## start

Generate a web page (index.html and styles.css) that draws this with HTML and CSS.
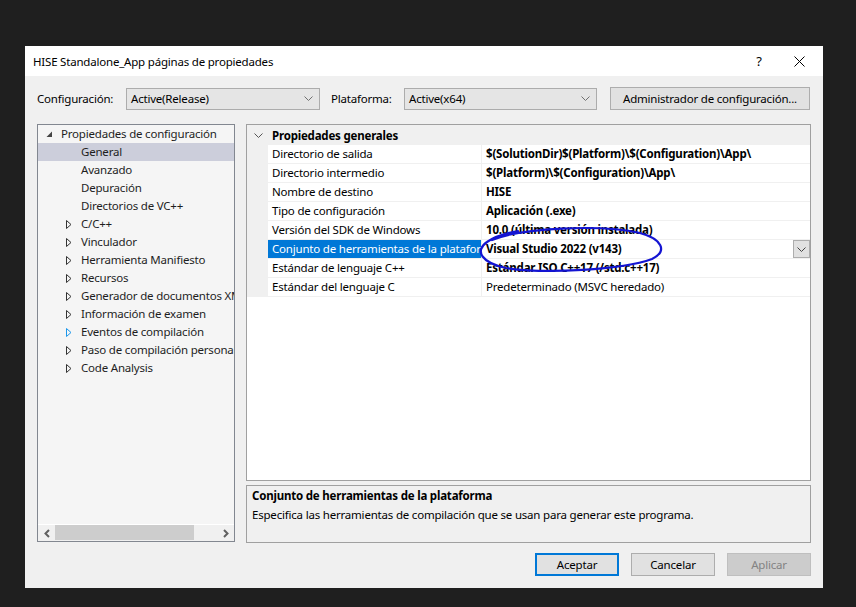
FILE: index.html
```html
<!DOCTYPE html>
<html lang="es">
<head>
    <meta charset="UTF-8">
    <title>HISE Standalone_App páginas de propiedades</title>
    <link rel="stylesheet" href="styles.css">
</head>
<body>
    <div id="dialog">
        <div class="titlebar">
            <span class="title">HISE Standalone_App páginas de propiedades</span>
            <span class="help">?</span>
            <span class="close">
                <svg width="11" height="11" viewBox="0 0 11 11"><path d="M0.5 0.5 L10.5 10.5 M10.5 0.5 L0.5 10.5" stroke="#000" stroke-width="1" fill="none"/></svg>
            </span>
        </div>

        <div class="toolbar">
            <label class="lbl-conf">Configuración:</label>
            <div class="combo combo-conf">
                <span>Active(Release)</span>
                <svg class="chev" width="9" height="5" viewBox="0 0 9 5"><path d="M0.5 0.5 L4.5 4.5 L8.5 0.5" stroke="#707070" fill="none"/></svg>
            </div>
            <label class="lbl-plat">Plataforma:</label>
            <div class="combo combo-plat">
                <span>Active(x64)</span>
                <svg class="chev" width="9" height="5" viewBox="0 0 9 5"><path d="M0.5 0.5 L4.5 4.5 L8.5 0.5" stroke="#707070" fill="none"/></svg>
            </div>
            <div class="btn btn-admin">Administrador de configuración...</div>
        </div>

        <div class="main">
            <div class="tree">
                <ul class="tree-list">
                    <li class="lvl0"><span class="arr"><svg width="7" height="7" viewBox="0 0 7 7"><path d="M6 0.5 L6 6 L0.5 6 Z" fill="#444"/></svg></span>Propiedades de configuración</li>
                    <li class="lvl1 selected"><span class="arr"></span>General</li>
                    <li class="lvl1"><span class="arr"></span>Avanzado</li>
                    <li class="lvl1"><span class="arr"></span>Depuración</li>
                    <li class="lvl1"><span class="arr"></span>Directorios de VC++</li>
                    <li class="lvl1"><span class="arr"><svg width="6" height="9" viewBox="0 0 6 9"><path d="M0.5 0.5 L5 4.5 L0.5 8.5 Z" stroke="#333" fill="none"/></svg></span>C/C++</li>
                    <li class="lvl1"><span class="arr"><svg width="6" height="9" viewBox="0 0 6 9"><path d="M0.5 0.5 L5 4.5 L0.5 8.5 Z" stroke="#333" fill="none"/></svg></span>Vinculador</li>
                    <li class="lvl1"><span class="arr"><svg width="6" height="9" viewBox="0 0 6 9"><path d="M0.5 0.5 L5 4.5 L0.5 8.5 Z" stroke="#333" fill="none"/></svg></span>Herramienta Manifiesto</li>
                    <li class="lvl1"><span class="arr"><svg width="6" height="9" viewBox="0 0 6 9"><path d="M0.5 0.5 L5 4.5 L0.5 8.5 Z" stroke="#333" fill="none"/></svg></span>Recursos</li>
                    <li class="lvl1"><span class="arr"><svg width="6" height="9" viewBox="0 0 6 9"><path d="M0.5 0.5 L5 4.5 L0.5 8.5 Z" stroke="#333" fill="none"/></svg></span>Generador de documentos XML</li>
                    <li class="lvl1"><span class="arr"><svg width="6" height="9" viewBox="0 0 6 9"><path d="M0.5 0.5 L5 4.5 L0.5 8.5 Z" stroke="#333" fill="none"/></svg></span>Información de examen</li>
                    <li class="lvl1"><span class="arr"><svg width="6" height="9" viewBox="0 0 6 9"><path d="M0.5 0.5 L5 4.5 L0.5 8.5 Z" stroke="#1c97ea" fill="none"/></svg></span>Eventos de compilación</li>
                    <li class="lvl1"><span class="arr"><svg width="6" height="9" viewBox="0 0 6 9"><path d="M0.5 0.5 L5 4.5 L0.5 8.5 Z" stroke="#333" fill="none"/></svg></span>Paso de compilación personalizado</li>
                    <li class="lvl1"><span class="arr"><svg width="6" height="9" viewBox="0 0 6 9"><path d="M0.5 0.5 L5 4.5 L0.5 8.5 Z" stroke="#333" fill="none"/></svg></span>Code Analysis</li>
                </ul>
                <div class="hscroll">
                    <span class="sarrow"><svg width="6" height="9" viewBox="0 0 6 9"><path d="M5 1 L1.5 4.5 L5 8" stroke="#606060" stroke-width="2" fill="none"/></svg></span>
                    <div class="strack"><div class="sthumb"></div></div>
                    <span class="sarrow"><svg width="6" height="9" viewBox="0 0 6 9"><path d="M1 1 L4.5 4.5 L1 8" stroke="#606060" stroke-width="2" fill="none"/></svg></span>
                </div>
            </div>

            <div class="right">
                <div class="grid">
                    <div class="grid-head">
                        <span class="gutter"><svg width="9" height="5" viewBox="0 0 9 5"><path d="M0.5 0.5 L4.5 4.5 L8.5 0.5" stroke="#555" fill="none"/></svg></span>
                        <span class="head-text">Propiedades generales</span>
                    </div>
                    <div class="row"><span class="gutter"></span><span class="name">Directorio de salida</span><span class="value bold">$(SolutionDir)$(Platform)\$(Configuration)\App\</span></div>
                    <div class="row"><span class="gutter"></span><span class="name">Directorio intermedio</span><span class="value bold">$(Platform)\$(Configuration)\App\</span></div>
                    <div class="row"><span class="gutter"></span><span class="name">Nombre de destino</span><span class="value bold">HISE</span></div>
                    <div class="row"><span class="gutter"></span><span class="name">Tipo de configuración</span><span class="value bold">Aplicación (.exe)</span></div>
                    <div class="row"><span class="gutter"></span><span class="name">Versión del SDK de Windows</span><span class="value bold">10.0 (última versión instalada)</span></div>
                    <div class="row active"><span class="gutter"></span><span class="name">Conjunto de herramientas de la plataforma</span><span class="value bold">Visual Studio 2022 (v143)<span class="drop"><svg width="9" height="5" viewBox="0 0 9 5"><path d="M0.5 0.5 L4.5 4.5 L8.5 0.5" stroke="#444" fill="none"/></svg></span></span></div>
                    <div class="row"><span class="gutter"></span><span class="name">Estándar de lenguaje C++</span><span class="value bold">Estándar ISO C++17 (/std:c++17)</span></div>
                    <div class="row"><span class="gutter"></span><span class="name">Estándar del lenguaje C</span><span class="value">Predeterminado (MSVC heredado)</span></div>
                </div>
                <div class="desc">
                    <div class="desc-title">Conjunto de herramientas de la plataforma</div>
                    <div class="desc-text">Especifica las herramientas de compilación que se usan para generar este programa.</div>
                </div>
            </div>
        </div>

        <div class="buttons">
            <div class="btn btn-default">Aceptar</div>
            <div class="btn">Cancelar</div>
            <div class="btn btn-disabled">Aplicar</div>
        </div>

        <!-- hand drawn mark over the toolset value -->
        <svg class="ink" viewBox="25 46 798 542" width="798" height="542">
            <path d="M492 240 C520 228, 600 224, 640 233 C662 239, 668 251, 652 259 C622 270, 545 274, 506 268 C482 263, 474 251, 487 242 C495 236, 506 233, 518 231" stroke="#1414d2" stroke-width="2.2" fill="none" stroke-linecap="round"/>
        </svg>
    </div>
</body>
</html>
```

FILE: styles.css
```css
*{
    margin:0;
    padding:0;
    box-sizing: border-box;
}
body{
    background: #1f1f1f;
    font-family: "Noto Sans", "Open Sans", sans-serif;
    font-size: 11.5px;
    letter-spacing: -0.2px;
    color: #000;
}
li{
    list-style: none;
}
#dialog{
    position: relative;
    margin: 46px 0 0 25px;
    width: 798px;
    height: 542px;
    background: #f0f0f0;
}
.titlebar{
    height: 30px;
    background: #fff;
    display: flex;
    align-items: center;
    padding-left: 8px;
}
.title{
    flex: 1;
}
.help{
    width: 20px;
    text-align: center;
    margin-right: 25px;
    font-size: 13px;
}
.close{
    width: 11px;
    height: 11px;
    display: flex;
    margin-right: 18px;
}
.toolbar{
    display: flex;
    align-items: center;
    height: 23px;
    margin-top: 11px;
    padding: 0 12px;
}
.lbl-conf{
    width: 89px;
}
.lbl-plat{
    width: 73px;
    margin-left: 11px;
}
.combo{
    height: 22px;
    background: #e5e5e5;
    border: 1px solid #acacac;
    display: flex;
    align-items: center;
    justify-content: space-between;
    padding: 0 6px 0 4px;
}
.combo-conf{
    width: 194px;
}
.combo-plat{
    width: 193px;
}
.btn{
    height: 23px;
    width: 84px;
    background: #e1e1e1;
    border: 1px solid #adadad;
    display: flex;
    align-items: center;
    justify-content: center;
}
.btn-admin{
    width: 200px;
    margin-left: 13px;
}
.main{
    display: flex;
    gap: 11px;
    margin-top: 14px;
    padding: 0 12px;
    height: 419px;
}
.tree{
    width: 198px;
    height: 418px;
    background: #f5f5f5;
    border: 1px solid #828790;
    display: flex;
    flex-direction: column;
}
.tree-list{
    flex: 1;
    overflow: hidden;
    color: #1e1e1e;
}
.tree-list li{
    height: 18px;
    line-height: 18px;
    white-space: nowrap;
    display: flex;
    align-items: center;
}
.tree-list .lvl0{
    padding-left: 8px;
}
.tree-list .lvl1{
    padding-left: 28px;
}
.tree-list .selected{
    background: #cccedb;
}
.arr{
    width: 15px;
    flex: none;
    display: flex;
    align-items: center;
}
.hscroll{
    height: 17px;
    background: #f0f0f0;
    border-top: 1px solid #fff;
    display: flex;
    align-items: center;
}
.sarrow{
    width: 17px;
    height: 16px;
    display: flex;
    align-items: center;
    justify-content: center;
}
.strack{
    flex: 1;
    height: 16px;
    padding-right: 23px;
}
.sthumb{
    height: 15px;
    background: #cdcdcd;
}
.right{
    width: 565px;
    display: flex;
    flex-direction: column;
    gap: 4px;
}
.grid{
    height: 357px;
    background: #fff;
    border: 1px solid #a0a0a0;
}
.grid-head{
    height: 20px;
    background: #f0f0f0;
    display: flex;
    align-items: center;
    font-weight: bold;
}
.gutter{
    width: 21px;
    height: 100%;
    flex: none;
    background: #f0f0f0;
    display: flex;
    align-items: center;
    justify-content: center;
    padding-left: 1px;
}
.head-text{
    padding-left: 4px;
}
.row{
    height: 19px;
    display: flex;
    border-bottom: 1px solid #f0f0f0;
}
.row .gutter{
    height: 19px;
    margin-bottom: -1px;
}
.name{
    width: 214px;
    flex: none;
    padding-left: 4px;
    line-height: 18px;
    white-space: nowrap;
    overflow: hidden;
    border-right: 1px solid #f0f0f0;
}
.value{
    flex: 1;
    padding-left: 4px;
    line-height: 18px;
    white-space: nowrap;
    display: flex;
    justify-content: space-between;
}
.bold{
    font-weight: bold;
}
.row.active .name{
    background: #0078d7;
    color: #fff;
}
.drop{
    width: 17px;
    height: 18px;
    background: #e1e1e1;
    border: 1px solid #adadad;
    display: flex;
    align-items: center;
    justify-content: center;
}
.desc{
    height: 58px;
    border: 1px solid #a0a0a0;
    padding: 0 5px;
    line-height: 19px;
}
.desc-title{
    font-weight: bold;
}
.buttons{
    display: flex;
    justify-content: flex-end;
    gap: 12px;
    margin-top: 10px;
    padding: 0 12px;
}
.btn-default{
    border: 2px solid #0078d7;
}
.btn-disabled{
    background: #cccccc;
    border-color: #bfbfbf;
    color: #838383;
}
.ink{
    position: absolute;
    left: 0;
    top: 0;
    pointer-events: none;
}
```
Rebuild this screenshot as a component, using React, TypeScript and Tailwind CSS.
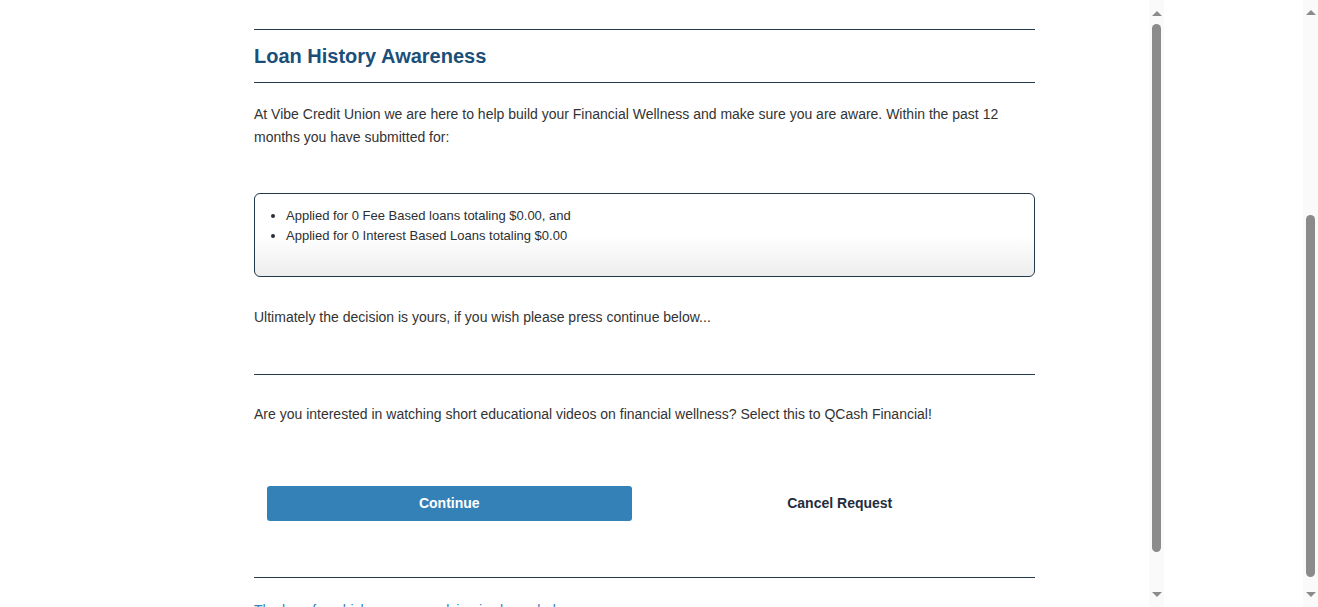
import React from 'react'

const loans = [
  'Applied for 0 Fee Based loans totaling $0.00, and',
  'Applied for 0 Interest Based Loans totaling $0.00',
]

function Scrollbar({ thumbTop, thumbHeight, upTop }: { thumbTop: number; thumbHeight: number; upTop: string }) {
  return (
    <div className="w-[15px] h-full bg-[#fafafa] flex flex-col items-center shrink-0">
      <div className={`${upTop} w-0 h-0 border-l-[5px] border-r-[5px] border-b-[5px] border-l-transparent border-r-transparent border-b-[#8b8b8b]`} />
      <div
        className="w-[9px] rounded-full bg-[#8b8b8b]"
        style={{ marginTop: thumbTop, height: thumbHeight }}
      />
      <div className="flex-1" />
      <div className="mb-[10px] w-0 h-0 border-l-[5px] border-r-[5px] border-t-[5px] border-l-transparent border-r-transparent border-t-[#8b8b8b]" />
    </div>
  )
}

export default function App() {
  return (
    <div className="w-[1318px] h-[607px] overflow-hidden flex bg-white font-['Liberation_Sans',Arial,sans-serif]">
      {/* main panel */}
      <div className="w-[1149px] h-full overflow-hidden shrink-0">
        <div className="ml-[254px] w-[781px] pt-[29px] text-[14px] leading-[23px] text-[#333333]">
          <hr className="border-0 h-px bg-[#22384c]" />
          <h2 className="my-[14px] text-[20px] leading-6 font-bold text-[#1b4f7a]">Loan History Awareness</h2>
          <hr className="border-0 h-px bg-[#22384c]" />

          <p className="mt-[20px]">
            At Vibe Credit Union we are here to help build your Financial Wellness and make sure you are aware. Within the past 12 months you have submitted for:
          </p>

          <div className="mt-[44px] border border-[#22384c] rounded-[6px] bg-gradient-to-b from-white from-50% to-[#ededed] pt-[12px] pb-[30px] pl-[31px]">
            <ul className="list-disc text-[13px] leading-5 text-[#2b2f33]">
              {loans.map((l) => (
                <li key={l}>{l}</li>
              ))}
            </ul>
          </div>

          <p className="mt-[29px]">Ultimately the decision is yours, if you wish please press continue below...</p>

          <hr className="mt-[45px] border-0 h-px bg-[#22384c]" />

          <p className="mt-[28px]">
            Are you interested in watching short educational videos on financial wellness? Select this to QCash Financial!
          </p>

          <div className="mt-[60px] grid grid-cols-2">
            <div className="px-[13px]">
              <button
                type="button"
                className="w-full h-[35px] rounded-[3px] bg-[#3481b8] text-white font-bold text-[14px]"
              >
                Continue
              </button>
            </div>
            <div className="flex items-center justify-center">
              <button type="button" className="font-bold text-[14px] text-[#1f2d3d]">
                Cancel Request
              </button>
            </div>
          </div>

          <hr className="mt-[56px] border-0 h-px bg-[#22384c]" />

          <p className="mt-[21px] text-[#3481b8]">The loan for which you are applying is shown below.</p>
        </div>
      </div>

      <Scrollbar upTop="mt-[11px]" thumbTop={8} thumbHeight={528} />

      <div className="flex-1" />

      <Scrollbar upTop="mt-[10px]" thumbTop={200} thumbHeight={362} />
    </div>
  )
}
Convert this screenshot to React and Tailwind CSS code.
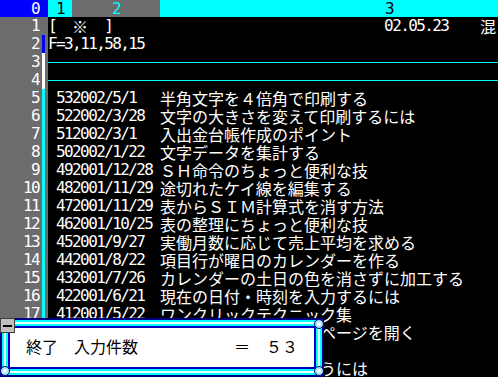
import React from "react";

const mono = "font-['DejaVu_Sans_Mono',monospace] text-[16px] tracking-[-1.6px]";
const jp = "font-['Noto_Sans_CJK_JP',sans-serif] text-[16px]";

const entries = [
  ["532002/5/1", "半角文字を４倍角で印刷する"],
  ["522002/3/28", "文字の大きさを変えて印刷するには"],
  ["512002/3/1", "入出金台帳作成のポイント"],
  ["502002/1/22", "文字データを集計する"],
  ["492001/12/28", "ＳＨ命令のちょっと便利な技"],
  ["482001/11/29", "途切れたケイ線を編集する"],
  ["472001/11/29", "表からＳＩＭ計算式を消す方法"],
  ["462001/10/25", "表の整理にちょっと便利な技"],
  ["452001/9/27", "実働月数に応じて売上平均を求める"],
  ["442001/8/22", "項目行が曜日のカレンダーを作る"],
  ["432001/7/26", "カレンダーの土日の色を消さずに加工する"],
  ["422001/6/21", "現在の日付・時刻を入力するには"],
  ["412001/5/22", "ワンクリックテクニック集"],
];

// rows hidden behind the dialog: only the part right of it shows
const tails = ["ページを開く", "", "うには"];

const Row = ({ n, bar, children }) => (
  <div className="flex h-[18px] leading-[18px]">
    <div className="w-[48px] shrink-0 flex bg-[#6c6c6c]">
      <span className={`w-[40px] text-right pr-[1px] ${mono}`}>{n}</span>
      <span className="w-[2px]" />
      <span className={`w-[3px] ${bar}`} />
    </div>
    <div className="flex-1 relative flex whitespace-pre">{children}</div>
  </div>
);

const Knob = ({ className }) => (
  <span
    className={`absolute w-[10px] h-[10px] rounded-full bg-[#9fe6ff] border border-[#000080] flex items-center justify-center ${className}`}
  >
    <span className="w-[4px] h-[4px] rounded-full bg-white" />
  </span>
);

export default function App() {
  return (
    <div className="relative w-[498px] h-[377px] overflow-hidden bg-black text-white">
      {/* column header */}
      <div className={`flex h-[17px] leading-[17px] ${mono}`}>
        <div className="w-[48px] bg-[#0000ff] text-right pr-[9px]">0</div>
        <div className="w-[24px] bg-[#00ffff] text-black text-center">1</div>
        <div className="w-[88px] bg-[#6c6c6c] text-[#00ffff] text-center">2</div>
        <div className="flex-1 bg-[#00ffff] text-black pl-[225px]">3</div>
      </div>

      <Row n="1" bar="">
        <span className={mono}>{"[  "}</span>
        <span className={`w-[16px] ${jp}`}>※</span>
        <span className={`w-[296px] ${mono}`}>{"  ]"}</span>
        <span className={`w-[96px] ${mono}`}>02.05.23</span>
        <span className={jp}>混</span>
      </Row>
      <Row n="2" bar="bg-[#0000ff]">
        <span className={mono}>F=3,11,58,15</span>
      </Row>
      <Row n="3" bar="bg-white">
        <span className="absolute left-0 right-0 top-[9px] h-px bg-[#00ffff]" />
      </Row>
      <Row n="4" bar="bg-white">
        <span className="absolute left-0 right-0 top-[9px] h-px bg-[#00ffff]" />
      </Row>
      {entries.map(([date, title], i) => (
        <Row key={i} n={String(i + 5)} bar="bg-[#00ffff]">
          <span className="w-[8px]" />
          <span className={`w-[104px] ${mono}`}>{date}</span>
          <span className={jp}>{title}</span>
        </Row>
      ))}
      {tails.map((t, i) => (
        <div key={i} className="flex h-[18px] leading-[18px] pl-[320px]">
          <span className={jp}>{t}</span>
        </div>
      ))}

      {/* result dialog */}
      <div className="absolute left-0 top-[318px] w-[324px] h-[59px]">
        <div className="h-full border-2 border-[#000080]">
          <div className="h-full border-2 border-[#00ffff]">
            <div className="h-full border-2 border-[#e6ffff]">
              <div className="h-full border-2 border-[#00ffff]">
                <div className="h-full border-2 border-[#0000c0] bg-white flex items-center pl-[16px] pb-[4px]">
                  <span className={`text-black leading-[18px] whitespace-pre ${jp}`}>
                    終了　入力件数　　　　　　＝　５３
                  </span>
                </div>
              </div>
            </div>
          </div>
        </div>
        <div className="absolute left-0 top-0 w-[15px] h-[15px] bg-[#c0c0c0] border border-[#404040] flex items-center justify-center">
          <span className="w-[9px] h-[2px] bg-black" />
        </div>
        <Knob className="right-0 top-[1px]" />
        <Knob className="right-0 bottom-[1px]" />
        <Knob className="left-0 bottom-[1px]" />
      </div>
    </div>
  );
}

## end

Instructions to follow
Read the data above. Pull out each line in which the string "this" appears.

Output of the task
Generate a web page (index.html and styles.css) that draws this with HTML and CSS.
Rebuild this screenshot as a component, using React, TypeScript and Tailwind CSS.
            Are you interested in watching short educational videos on financial wellness? Select this to QCash Financial!
Convert this screenshot to React and Tailwind CSS code.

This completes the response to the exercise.